= Buying a Fishing Rod for My Grandfather =

First edition
(publ. Flamingo Books - UK)

Buying a Fishing Rod for My Grandfather, also rendered from Chinese as A Fishing Rod for My Grandpa, is a 2004 collection of six short stories by the Chinese writer Gao Xingjian. All of the stories were originally written between 1983 and 1990. The stories were translated to English by Mabel Lee.
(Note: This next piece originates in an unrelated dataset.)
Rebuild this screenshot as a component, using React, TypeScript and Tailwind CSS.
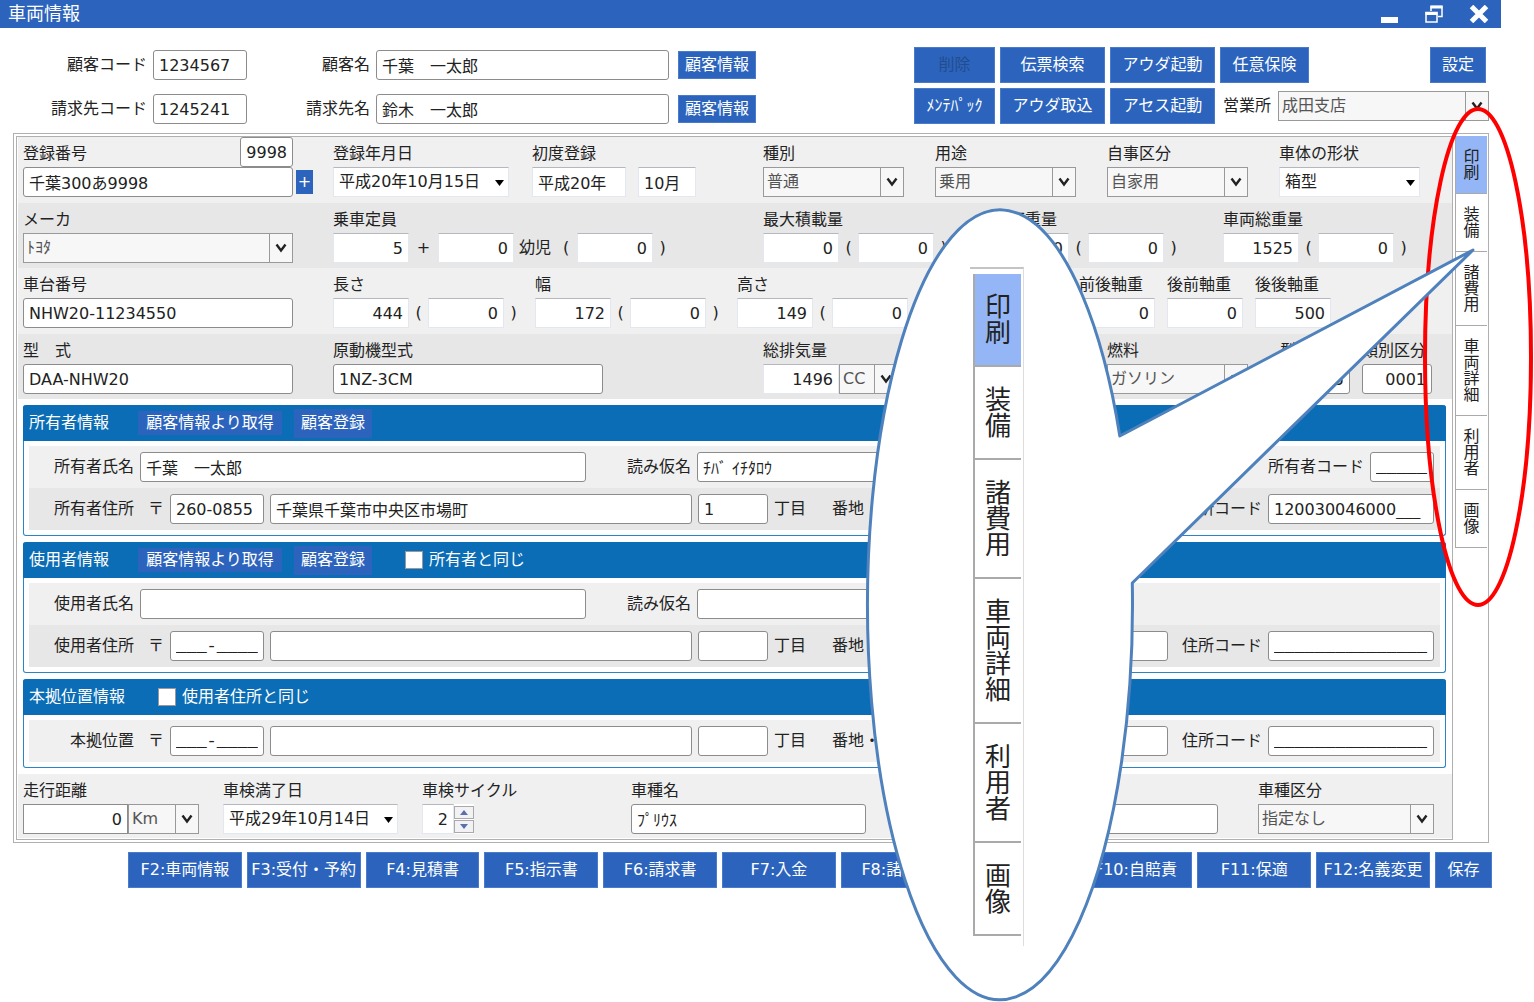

The book was published in New York by HarperCollins, in 2004, with ISBN 0-06-057555-7,
and in London as Buying a Fishing Rod for my Grandfather, translation by Mabel Lee, flamingo, London, 2004, ISBN 0-00-717038-6

==Plot==
- In "The Temple", the narrator is on his honeymoon and mysteriously anxious despite being "deliriously happy" during his and his wife's outing.
- "In the Park" has two friends from childhood meet after many years and then part once more.
- "Cramp" has a man about a kilometer from shore on the verge of drowning barely survive, only to have no one notice he's been gone.
- "The Accident" portrays a cyclist being hit by a bus and the pedestrians' momentary reaction to the event.
- In the title story, a man sees a fiberglass fishing rod in a store window and is reminded of the times he went fishing and hunting with his grandfather.
- "In an Instant" traces the lives of three people on a typical day.

==Critical reception==
Kirkus Reviews noted, 'The 2000 Nobel laureate’s declaration “that his fiction does not set out to tell a story” is supported by the six tales in this first translated collection. That aesthetic is thus summarized by scholar Lee, who has translated Gao’s ramshackle major novels Soul Mountain (2000) and One Man’s Bible (2002) and now these terse chamber pieces, which appeared separately during the years 1983–91 and together as part of a larger Chinese language collection. They’re generally “about” individual experiences seen in relation to larger contexts.'

The anonymous reviewer concluded, "Inconsistently developed, but precisely detailed and delicately suggestive: the best work of Gao’s yet to appear in English translation".